Task directions => Give only the number of lines below that contain the word "index".
## Start
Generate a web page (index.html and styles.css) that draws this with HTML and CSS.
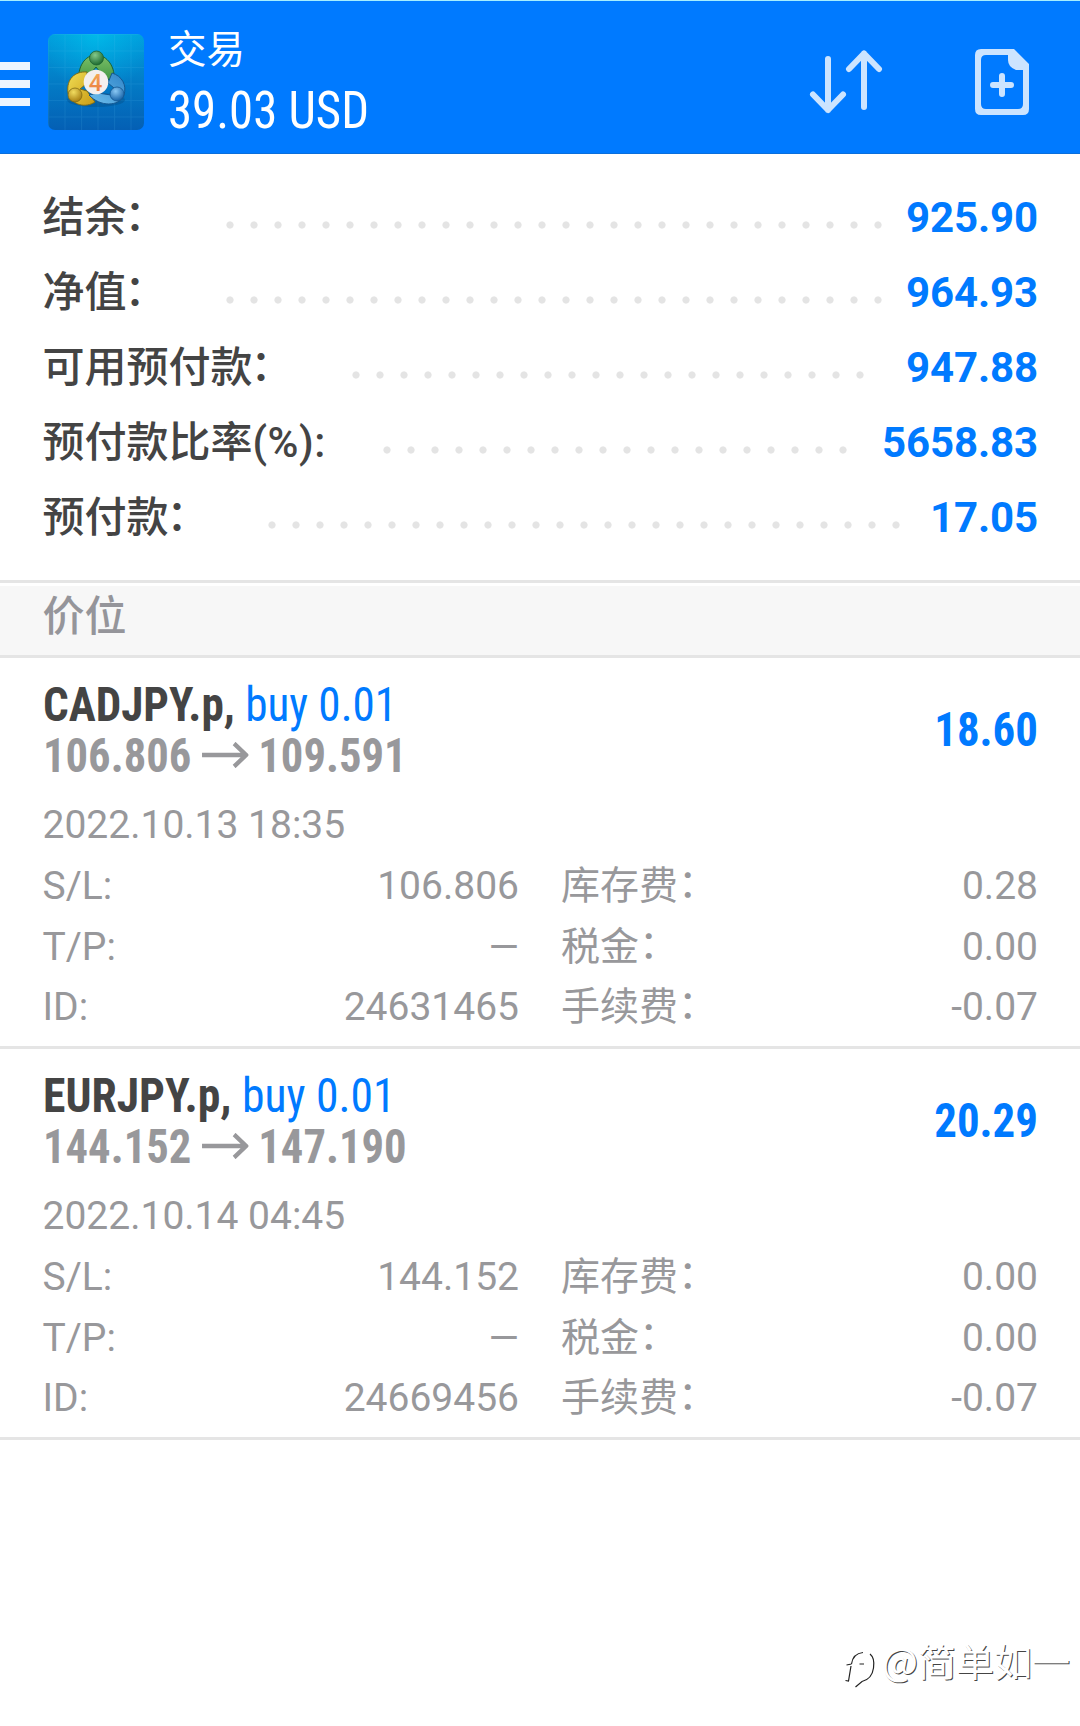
FILE: index.html
```html
<!DOCTYPE html>
<html lang="zh-CN">
<head>
<meta charset="utf-8">
<title>交易</title>
<link rel="stylesheet" href="styles.css">
</head>
<body>
<header class="topbar">
  <div class="menu"><i></i><i></i><i></i></div>
  <svg class="logo" viewBox="0 0 96 96">
    <defs>
      <linearGradient id="bg" x1="0" y1="0" x2="0" y2="1"><stop offset="0" stop-color="#009fdc"/><stop offset=".5" stop-color="#037cc6"/><stop offset="1" stop-color="#045fb4"/></linearGradient>
      <radialGradient id="glow" cx=".5" cy="0" r=".6"><stop offset="0" stop-color="#00c4ee" stop-opacity=".7"/><stop offset="1" stop-color="#00b4ea" stop-opacity="0"/></radialGradient>
      <linearGradient id="green" x1="0" y1="0" x2="0" y2="1"><stop offset="0" stop-color="#7cc069"/><stop offset="1" stop-color="#3f9440"/></linearGradient>
      <linearGradient id="yellow" x1="0" y1="0" x2="1" y2="1"><stop offset="0" stop-color="#f0de55"/><stop offset="1" stop-color="#c99a13"/></linearGradient>
      <linearGradient id="blue" x1="1" y1="0" x2="0" y2="1"><stop offset="0" stop-color="#2f84c8"/><stop offset="1" stop-color="#6fc0ee"/></linearGradient>
      <radialGradient id="gh" cx=".4" cy=".3" r=".7"><stop offset="0" stop-color="#83c98a"/><stop offset="1" stop-color="#1d6b30"/></radialGradient>
      <radialGradient id="yh" cx=".4" cy=".3" r=".7"><stop offset="0" stop-color="#f1dc60"/><stop offset="1" stop-color="#a87f12"/></radialGradient>
      <radialGradient id="bh" cx=".4" cy=".3" r=".7"><stop offset="0" stop-color="#8ac8f4"/><stop offset="1" stop-color="#1763a8"/></radialGradient>
      <linearGradient id="four" x1="0" y1="0" x2="0" y2="1"><stop offset="0" stop-color="#f6b45c"/><stop offset="1" stop-color="#e8703a"/></linearGradient>
      <pattern id="grid" width="16.5" height="16.5" patternUnits="userSpaceOnUse"><path d="M.5 0V16.5M0 .5H16.5" stroke="#5cc4f0" stroke-opacity=".13"/></pattern>
    </defs>
    <rect width="96" height="96" rx="7" fill="url(#bg)"/>
    <rect width="96" height="96" rx="7" fill="url(#glow)"/>
    <rect width="96" height="96" rx="7" fill="url(#grid)"/>
    <ellipse cx="48" cy="66" rx="29" ry="7" fill="#03477f" opacity=".35"/>
    <path d="M31 48C29 33 37 21 48 21S68 33 66 48L56 43 48 33 40 43Z" fill="url(#green)" stroke="#1d6231"/>
    <path d="M39 38C27 37 18 45 20 59 24 72 38 74 47 68L39 57 32 55 38 50Z" fill="url(#yellow)" stroke="#806c14"/>
    <path d="M64 39C74 42 79 51 76 61 71 73 52 73 41 61L50 59 63 61 66 54 60 49Z" fill="url(#blue)" stroke="#145791"/>
    <circle cx="48.500" cy="24" r="7" fill="url(#gh)" stroke="#1d6231" stroke-width=".8"/>
    <circle cx="27" cy="61" r="7" fill="url(#yh)" stroke="#806c14" stroke-width=".8"/>
    <circle cx="69" cy="60" r="7" fill="url(#bh)" stroke="#145791" stroke-width=".8"/>
    <circle cx="48" cy="48" r="12.300" fill="#f3efee"/>
    <text x="47.500" y="56.500" class="logo-num" fill="url(#four)">4</text>
  </svg>
  <div class="heading">
    <div class="title">交易</div>
    <div class="total cond">39.03 USD</div>
  </div>
  <svg class="sort" viewBox="0 0 74 66" fill="none" stroke="#cce4ff" stroke-width="6" stroke-linecap="round" stroke-linejoin="round"><path d="M19 10V61M4 45.500L19 61 34 45.500M55 58V4.500M40 20L55 4.500 70 20"/></svg>
  <svg class="neworder" viewBox="0 0 54 66"><path fill="#cce4ff" fill-rule="evenodd" d="M6 0H39L54 15V60Q54 66 48 66H6Q0 66 0 60V6Q0 0 6 0ZM11 6Q6 6 6 11V55Q6 60 11 60H43Q48 60 48 55V21H41Q33 18 33 11V6Z"/><path d="M27 27V45M18 36H36" stroke="#cce4ff" stroke-width="6" stroke-linecap="round"/></svg>
</header>

<section class="summary">
  <div class="sum-row"><span>结余<i class="colon">：</i></span><i class="dots" style="--dots:28"></i><b>925.90</b></div>
  <div class="sum-row"><span>净值<i class="colon">：</i></span><i class="dots" style="--dots:28"></i><b>964.93</b></div>
  <div class="sum-row"><span>可用预付款<i class="colon">：</i></span><i class="dots" style="--dots:22"></i><b>947.88</b></div>
  <div class="sum-row"><span>预付款比率<i class="unit">(%):</i></span><i class="dots" style="--dots:20"></i><b>5658.83</b></div>
  <div class="sum-row"><span>预付款<i class="colon">：</i></span><i class="dots" style="--dots:27"></i><b>17.05</b></div>
</section>

<h2 class="section-title">价位</h2>

<article class="position">
  <div class="pos-head">
    <div>
      <div class="name cond"><b>CADJPY.p,</b> <span>buy 0.01</span></div>
      <div class="prices"><b class="cond">106.806</b><svg class="arrow" viewBox="0 0 50 26"><path d="M0 13H48M34.500 1.500L47.500 13 34.500 24.500"/></svg><b class="cond">109.591</b></div>
    </div>
    <b class="profit cond">18.60</b>
  </div>
  <div class="date">2022.10.13 18:35</div>
  <div class="details">
    <span>S/L:</span><span>106.806</span><span>库存费<i class="colon">：</i></span><span>0.28</span>
    <span>T/P:</span><span>—</span><span>税金<i class="colon">：</i></span><span>0.00</span>
    <span>ID:</span><span>24631465</span><span>手续费<i class="colon">：</i></span><span>-0.07</span>
  </div>
</article>

<article class="position">
  <div class="pos-head">
    <div>
      <div class="name cond wide"><b>EURJPY.p,</b> <span>buy 0.01</span></div>
      <div class="prices"><b class="cond">144.152</b><svg class="arrow" viewBox="0 0 50 26"><path d="M0 13H48M34.500 1.500L47.500 13 34.500 24.500"/></svg><b class="cond">147.190</b></div>
    </div>
    <b class="profit cond">20.29</b>
  </div>
  <div class="date">2022.10.14 04:45</div>
  <div class="details">
    <span>S/L:</span><span>144.152</span><span>库存费<i class="colon">：</i></span><span>0.00</span>
    <span>T/P:</span><span>—</span><span>税金<i class="colon">：</i></span><span>0.00</span>
    <span>ID:</span><span>24669456</span><span>手续费<i class="colon">：</i></span><span>-0.07</span>
  </div>
</article>

<footer class="watermark">
  <svg viewBox="0 0 34 40" fill="none" stroke="#222" stroke-width="1.200"><path d="M6.500 13Q8 2.500 18 1.500M25 3Q30 7 28.500 17 27 28 17 30.500L10.500 36M1.500 14L6.500 13M6 15L3.500 30 .5 29.500M14.500 13H19"/></svg>
  <span>@简单如一</span>
</footer>
</body>
</html>
```
FILE: styles.css
```css
* { box-sizing: border-box; }
body {
  margin: 0;
  width: 1080px;
  height: 1726px;
  display: flex;
  flex-direction: column;
  background: #fff;
  color: #444;
  font-family: Roboto, "Noto Sans CJK SC", sans-serif;
}
i { font-style: normal; }
.cond { font-stretch: 75%; }
.colon { display: inline-block; line-height: 1; vertical-align: 2px; }

.topbar {
  height: 154px;
  flex: none;
  display: flex;
  align-items: flex-start;
  background: #007aff;
  border-top: 1px solid #a6efff;
  border-bottom: 1px solid #0a6fdc;
  color: #fff;
}
.menu { width: 30px; margin-top: 61px; display: grid; gap: 10px; }
.menu i { height: 8px; background: #edf5ff; }
.logo { width: 96px; height: 96px; margin: 33px 0 0 18px; }
.logo-num { font: 500 24px Roboto, sans-serif; text-anchor: middle; }
.heading { width: 400px; margin: 24px 0 0 24px; white-space: nowrap; }
.title { font-size: 38.5px; line-height: 50px; }
.total {
  font-size: 51px;
  line-height: 72px;
  transform: scaleX(.957);
  transform-origin: left;
}
.sort { width: 74px; height: 66px; margin: 48px 0 0 auto; }
.neworder { width: 54px; height: 66px; margin: 48px 51px 0 92px; }

.summary { height: 426px; padding: 26px 42px 0 42.5px; }
.sum-row {
  height: 75px;
  display: flex;
  align-items: center;
  font-size: 42px;
  line-height: 75px;
  font-weight: 500;
}
.sum-row b { margin-left: auto; color: #007aff; font-weight: 700; letter-spacing: -.1px; }
.sum-row .colon { margin: 0 2px 0 -2px; }
.unit { letter-spacing: .5px; }
.dots {
  width: calc(var(--dots) * 24px);
  height: 8px;
  margin: 15px 0 0 49.5px;
  background: radial-gradient(circle, #e4e4e4 3.2px, transparent 4px) 0 0 / 24px 8px;
}

.section-title {
  height: 78px;
  flex: none;
  margin: 0;
  padding: 0 42.5px;
  border: solid #e5e5e5;
  border-width: 3px 0;
  background: #f7f7f7;
  box-shadow: inset 0 3px #fff;
  color: #95959a;
  font-size: 42px;
  line-height: 67px;
  font-weight: 500;
}

.position {
  height: 391px;
  padding: 21px 42px 0 42.5px;
  border-bottom: 3px solid #e5e5e5;
  color: #98989b;
  font-size: 39px;
}
.pos-head { display: flex; justify-content: space-between; align-items: center; font-size: 48px; line-height: 51px; }
.name, .prices { transform: scaleX(.94); transform-origin: left; }
.name.wide { transform: scaleX(.95); }
.name b { color: #444; }
.name span, .profit { color: #007aff; }
.profit { padding-bottom: 1px; transform: scaleX(.935); transform-origin: right; }
.prices { display: flex; align-items: center; gap: 11px; transform: scaleX(.93); }
.arrow { width: 50px; height: 26px; margin-top: -2px; fill: none; stroke: currentColor; stroke-width: 4.5; }
.date { margin-top: 14px; line-height: 61px; }
.details {
  display: grid;
  grid-template-columns: 100px 376.5px 300px 1fr;
  grid-template-rows: 61px 61px 59px;
  line-height: 61px;
}
.details span:nth-last-child(-n + 4) { line-height: 59px; }
.details span:nth-child(even) { text-align: right; }
.details span:nth-child(4n + 3) { padding-left: 42px; }

.watermark {
  margin-top: auto;
  height: 91px;
  padding-right: 10px;
  display: flex;
  justify-content: flex-end;
  color: #fff;
  font: 38px/50px "Noto Sans CJK SC", sans-serif;
  text-shadow: 1px 1px 0 #444;
}
.watermark svg { width: 34px; height: 40px; margin: 16px 3px 0 0; }
```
## End
Answer to this task => 2